PICK UP! 空のきれいな季節に……「飛ぶ」絵本

「さあ きもだめしを はじめるよ でもね……」と、髪の長い日本人形が、話し始めます。

「なく こは この さき よんじゃ だめ!」

きもだめし

『きもだめし』新井洋行、講談社、2016 amazon

黒色の背景に浮かび上がる赤い文字のタイトルと、日本人形がとても印象な表紙です。

ページをめくっても、おばけはすぐには登場せず、冒頭の、「泣く子は読んじゃだめ」という日本人形のことばが書かれています。怖さと共にわくわくした気持ちが、ふくらんでいきますね。

読者の気持ちが盛り上がってきたところで、いよいよおばけの場面です。

井戸の中に誰かがいます。「しく しく しく しく おねがいが あるの」― 井戸から火の玉と一緒に「うらめしや~」と出てきたのは、幽霊でした!
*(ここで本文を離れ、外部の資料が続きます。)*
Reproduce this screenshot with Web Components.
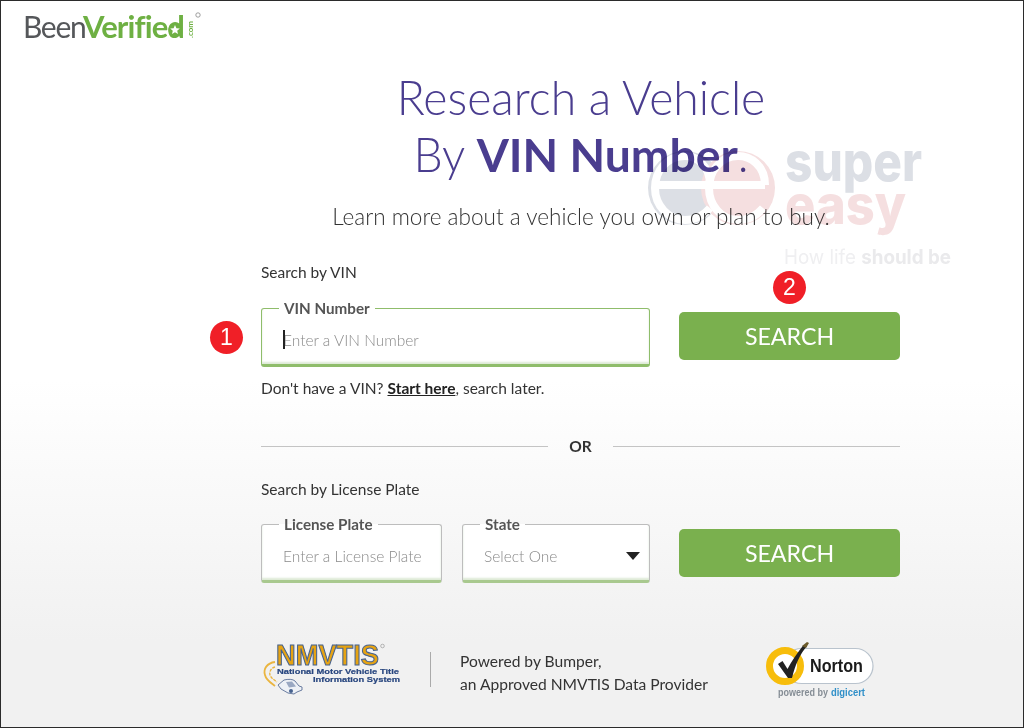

実は、こちら『きもだめし』は、縦にページをめくると、おばけが飛び出してくるしかけ絵本です。

きもだめし_中ページ

おばけが下から上へ伸びて登場する実に巧妙なしかけで、「きもだめし」が楽しめるようになっています。

20cm×20cmの少し小さめのサイズですが、縦に伸びるダイナミックな動きと、ページからはみ出るくらい大きく描かれているおばけのインパクトで、読み終わっても「もう一度、見たい」と、くり返し開けたくなってしまう絵本です。

さて、「ぼくと いっしょに あそんで くれる?」と、次に登場するのは、いったい誰でしょう?

にこっとポイント

  • きもだめしをテーマにした、縦に開くタイプのしかけが付いている絵本です。
  • 和風の表紙カバーは、ザラザラした質感になっていますよ!
  • はっきりした色で、おばけもアップで描かれているので、読み聞かせでも利用可能です。